Transcribe the records that follow in their entirety, omitting any pictures.
┌──
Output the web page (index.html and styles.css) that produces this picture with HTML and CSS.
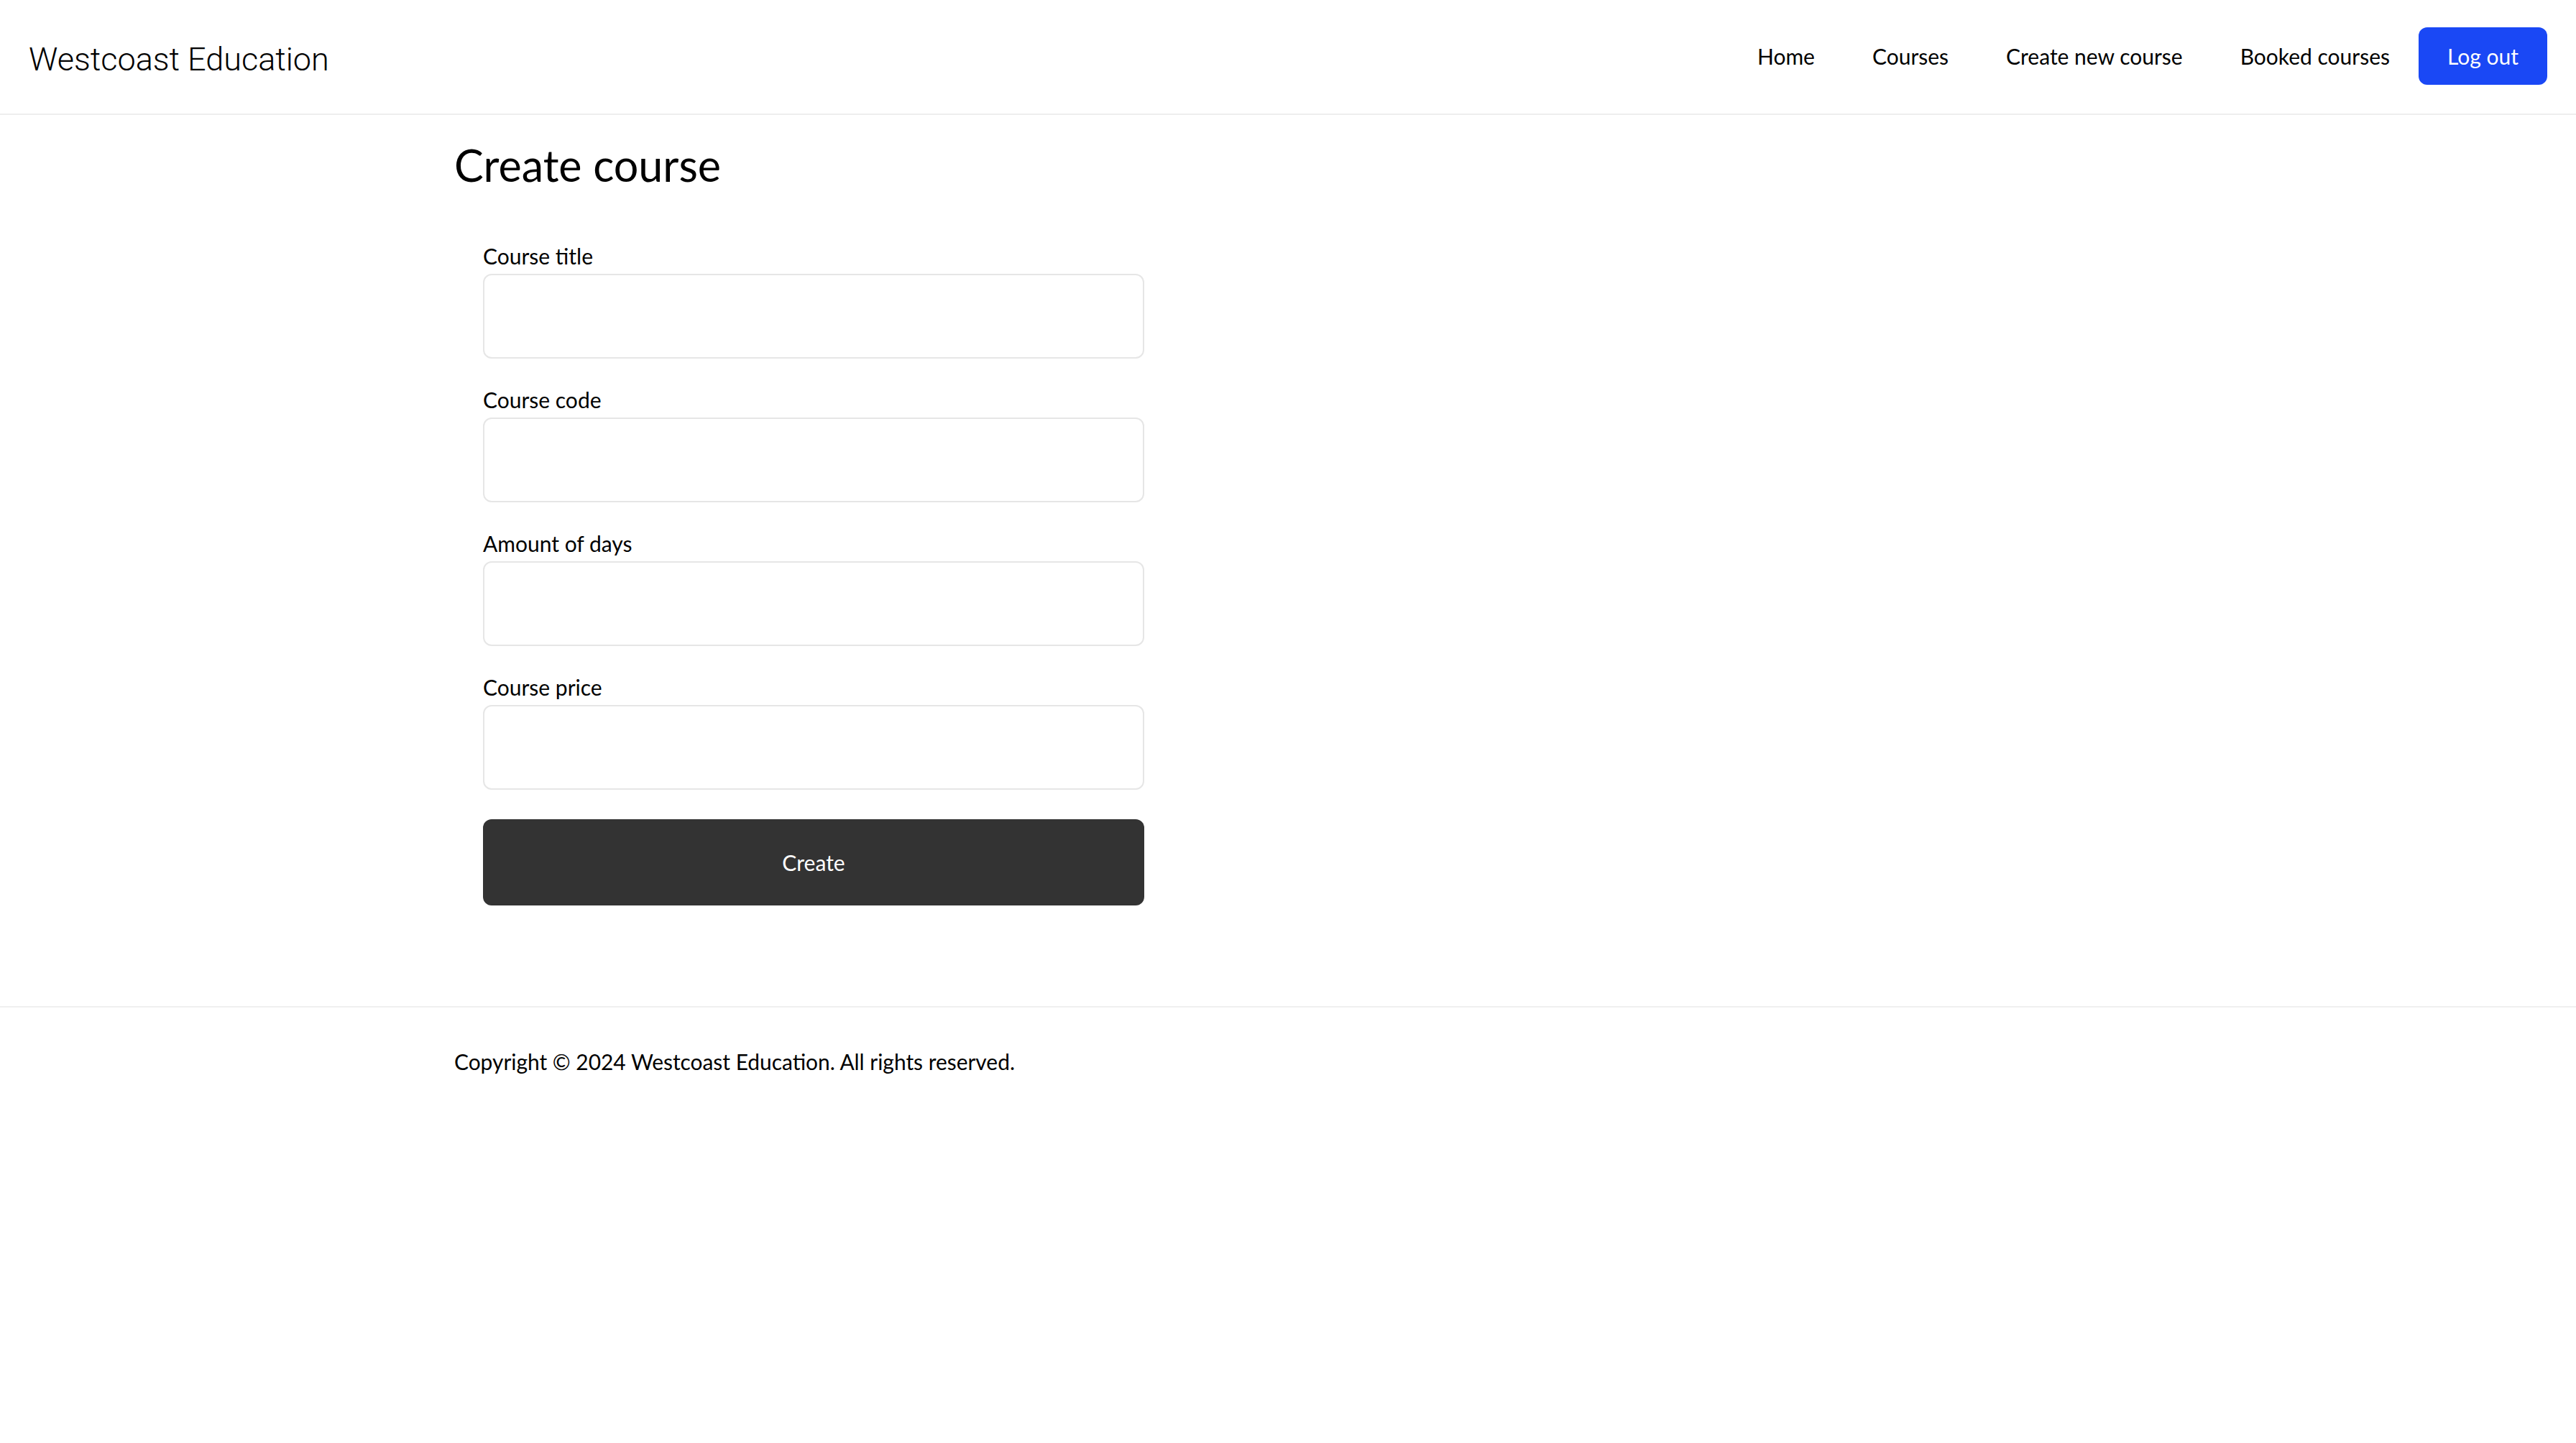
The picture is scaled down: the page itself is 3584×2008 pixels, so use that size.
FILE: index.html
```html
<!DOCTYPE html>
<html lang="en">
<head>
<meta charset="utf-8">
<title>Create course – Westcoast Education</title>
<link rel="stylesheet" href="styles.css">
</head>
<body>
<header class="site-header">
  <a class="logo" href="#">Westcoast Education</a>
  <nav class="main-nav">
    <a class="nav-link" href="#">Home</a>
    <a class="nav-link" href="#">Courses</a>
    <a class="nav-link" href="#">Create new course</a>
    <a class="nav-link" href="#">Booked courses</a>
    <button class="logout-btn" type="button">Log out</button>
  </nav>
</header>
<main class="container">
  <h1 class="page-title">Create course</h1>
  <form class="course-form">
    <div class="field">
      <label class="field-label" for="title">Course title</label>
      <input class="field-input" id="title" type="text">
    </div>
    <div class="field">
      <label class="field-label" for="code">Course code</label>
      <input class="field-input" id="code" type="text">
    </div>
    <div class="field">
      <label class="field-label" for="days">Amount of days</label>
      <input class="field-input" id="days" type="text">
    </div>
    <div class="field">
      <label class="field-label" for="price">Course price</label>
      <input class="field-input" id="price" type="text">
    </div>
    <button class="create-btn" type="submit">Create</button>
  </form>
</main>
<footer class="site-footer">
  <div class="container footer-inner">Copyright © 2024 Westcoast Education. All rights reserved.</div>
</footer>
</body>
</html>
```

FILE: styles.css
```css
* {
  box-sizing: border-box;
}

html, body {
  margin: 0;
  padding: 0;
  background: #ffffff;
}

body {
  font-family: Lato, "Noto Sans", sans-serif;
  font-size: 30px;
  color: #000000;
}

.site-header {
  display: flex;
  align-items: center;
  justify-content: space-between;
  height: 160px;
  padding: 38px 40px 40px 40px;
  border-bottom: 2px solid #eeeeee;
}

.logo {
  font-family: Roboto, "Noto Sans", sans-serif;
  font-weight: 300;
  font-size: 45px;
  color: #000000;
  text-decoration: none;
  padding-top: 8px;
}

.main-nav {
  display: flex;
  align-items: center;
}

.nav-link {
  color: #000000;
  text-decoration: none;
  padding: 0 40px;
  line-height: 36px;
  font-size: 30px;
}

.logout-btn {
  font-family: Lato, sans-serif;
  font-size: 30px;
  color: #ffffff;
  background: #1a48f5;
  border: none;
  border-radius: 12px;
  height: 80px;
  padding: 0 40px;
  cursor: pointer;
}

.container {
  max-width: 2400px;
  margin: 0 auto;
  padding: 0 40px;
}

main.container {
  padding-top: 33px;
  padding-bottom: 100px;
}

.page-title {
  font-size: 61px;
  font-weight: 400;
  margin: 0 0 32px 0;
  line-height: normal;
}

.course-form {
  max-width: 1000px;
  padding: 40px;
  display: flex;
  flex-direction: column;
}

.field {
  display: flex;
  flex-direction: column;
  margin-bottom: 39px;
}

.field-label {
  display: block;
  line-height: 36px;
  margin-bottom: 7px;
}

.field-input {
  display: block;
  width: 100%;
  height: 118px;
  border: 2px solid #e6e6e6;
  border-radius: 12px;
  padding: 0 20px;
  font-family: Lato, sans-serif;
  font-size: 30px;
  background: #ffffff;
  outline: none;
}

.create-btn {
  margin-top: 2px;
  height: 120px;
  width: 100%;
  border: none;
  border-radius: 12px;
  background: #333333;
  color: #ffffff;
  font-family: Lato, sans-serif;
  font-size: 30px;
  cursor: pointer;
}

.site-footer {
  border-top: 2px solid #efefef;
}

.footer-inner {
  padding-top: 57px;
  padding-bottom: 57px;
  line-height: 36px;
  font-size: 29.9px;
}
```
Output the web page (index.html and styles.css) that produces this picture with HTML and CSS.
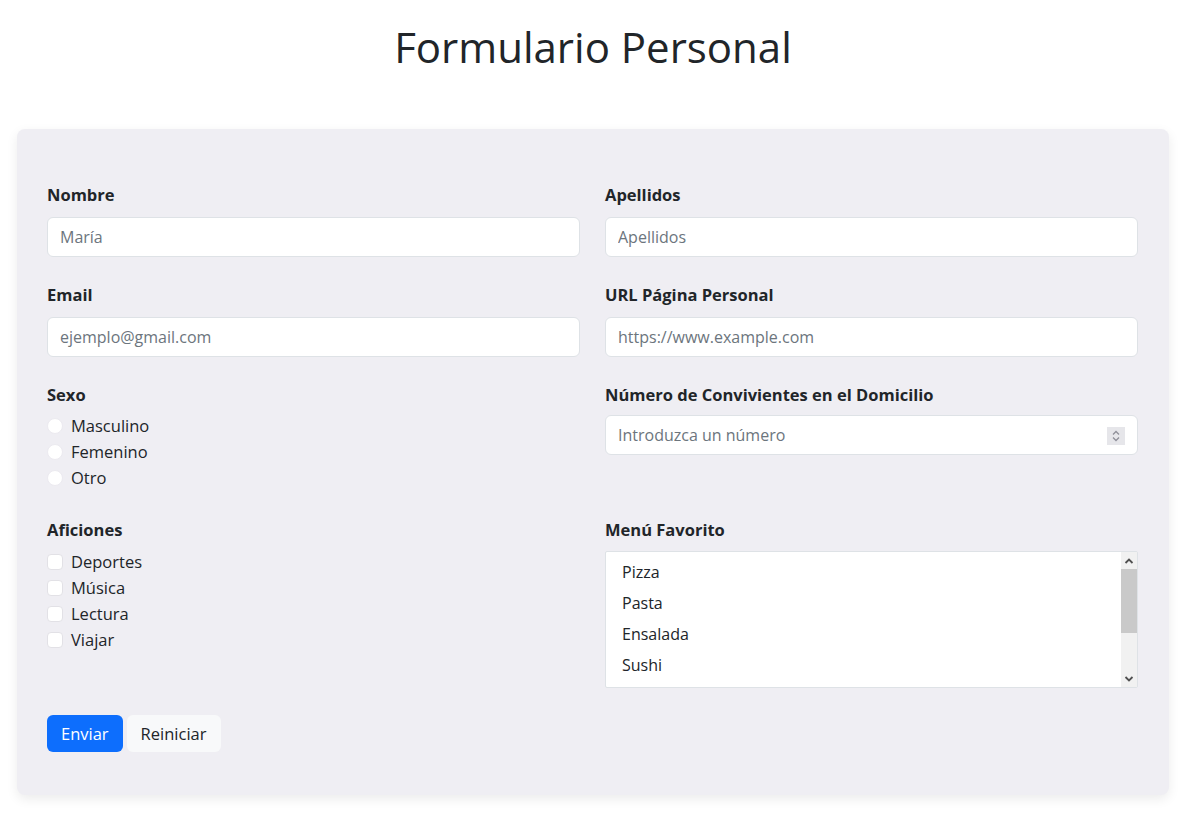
└──
§ **Expected answer**
Output the web page (index.html and styles.css) that produces this picture with HTML and CSS.
The picture is scaled down: the page itself is 3584×2008 pixels, so use that size.
FILE: index.html
```html
<!DOCTYPE html>
<html lang="en">
<head>
<meta charset="utf-8">
<title>Create course – Westcoast Education</title>
<link rel="stylesheet" href="styles.css">
</head>
<body>
<header class="site-header">
  <a class="logo" href="#">Westcoast Education</a>
  <nav class="main-nav">
    <a class="nav-link" href="#">Home</a>
    <a class="nav-link" href="#">Courses</a>
    <a class="nav-link" href="#">Create new course</a>
    <a class="nav-link" href="#">Booked courses</a>
    <button class="logout-btn" type="button">Log out</button>
  </nav>
</header>
<main class="container">
  <h1 class="page-title">Create course</h1>
  <form class="course-form">
    <div class="field">
      <label class="field-label" for="title">Course title</label>
      <input class="field-input" id="title" type="text">
    </div>
    <div class="field">
      <label class="field-label" for="code">Course code</label>
      <input class="field-input" id="code" type="text">
    </div>
    <div class="field">
      <label class="field-label" for="days">Amount of days</label>
      <input class="field-input" id="days" type="text">
    </div>
    <div class="field">
      <label class="field-label" for="price">Course price</label>
      <input class="field-input" id="price" type="text">
    </div>
    <button class="create-btn" type="submit">Create</button>
  </form>
</main>
<footer class="site-footer">
  <div class="container footer-inner">Copyright © 2024 Westcoast Education. All rights reserved.</div>
</footer>
</body>
</html>
```

FILE: styles.css
```css
* {
  box-sizing: border-box;
}

html, body {
  margin: 0;
  padding: 0;
  background: #ffffff;
}

body {
  font-family: Lato, "Noto Sans", sans-serif;
  font-size: 30px;
  color: #000000;
}

.site-header {
  display: flex;
  align-items: center;
  justify-content: space-between;
  height: 160px;
  padding: 38px 40px 40px 40px;
  border-bottom: 2px solid #eeeeee;
}

.logo {
  font-family: Roboto, "Noto Sans", sans-serif;
  font-weight: 300;
  font-size: 45px;
  color: #000000;
  text-decoration: none;
  padding-top: 8px;
}

.main-nav {
  display: flex;
  align-items: center;
}

.nav-link {
  color: #000000;
  text-decoration: none;
  padding: 0 40px;
  line-height: 36px;
  font-size: 30px;
}

.logout-btn {
  font-family: Lato, sans-serif;
  font-size: 30px;
  color: #ffffff;
  background: #1a48f5;
  border: none;
  border-radius: 12px;
  height: 80px;
  padding: 0 40px;
  cursor: pointer;
}

.container {
  max-width: 2400px;
  margin: 0 auto;
  padding: 0 40px;
}

main.container {
  padding-top: 33px;
  padding-bottom: 100px;
}

.page-title {
  font-size: 61px;
  font-weight: 400;
  margin: 0 0 32px 0;
  line-height: normal;
}

.course-form {
  max-width: 1000px;
  padding: 40px;
  display: flex;
  flex-direction: column;
}

.field {
  display: flex;
  flex-direction: column;
  margin-bottom: 39px;
}

.field-label {
  display: block;
  line-height: 36px;
  margin-bottom: 7px;
}

.field-input {
  display: block;
  width: 100%;
  height: 118px;
  border: 2px solid #e6e6e6;
  border-radius: 12px;
  padding: 0 20px;
  font-family: Lato, sans-serif;
  font-size: 30px;
  background: #ffffff;
  outline: none;
}

.create-btn {
  margin-top: 2px;
  height: 120px;
  width: 100%;
  border: none;
  border-radius: 12px;
  background: #333333;
  color: #ffffff;
  font-family: Lato, sans-serif;
  font-size: 30px;
  cursor: pointer;
}

.site-footer {
  border-top: 2px solid #efefef;
}

.footer-inner {
  padding-top: 57px;
  padding-bottom: 57px;
  line-height: 36px;
  font-size: 29.9px;
}
```
Output the web page (index.html and styles.css) that produces this picture with HTML and CSS.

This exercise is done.